Translating our app architecture into Kubernetes objects gives us this:
Each of the rectangles in the diagram is a Kubernetes deployment, which manages one or more pods running the pre-built image for that component. The exception to this are the file storage components, which are Kubernetes Persistent Volumes, not deployments. The code defining each of these resources is in the repo's kubernetes/templates directory.
Not shown in this image are the services associated with each Deployment, which allow communication between pods within the cluster -- and, in the case of the Frontend Load Balancer Service, allows communication with the user outside the cluster.
Finally, I opted to use Helm to organize the Kubernetes, allowing us to install and run the cluster with a single command.
Running the Things
Running Locally with Minikube
To run the app locally, we need to:
- Run
minikube start
(Docker must be running first) - From the
audiobookify
repo directory, runhelm install audiobookify ./kubernetes
The Helm install pulls all the images and spins up the Kubernetes cluster, running locally on Minikube.
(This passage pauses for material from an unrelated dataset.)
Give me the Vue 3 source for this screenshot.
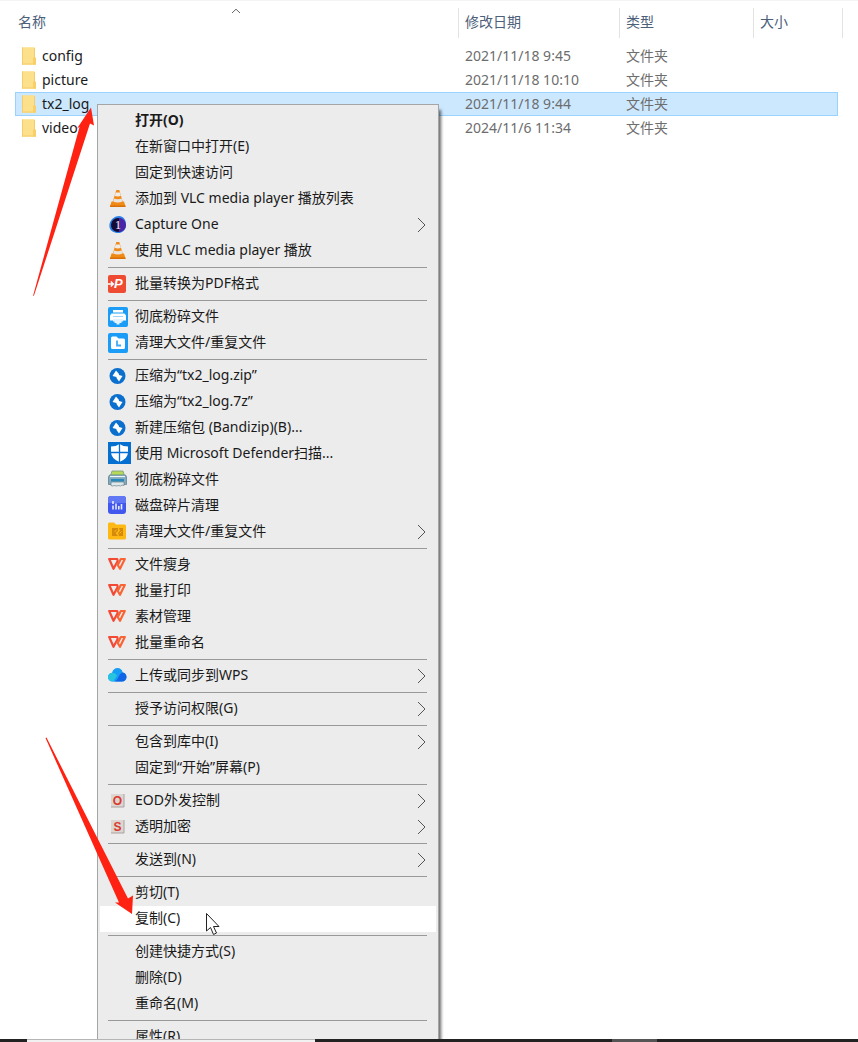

This is all we need to do to install the application on a new system!
After doing these steps, the state of our local Kubernetes cluster looks like this:
Note the pods running the worker, backend, and frontend parts of the app, as well as the Redis and PostgreSQL images. The DB init job, which creates the tasks
table, initially failed because the Postgres pod wasn't running, then completed successfully on the second attempt.
The services include a load balancer for the serving the frontend. Since we're running with Minikube, we can make this accessible locally with:
minikube service --url frontend-service
Visiting the provided URL bring us to the web page, where we can pick a voice then upload a PDF to get the generated audio version:
The image below shows the application logs for our worker (top right pane) and backend (bottom right pane):
We can also connect to the DB and view the task that was processed:
Running on AWS EKS
I haven't yet deployed this to the cloud. Doing so will require several changes, including:
- Replacing the locally stored persistent volumes with volumes that use EBS or another cloud storage solution.
- Evaluating the security stance of the app.
- Getting spammed with thousands of file uploads could get expensive!
- The app currently has no user authentication system, meaning anyone with a task ID could download an audio file generated by someone else.
- Providing a public IP or domain name to access the app.
- Following some best practices that I didn't use here, such as having a different Docker Hub repository for each component (i.e. frontend, backend, and worker).
Deploying this to production could be a good follow-up project!
Conclusion
This project helped me learn more about using Kubernetes in a use case that's beyond a toy example, although not quite production ready.
It's also interesting to note that much of this code is AI generated, showing the utility of using LLMs for code generation to get a simple project running. Some assistance was also provided by GitHub Copilot chat in VSCode using Claude Sonnet and ChatGPT 4o, especially while configuring the Kubernetes templates. However, I was only able to get the LLMs' code and K8s templates to work after making manual adjustments. There were a lot of small issues that the LLMs didn't catch and required some human attention.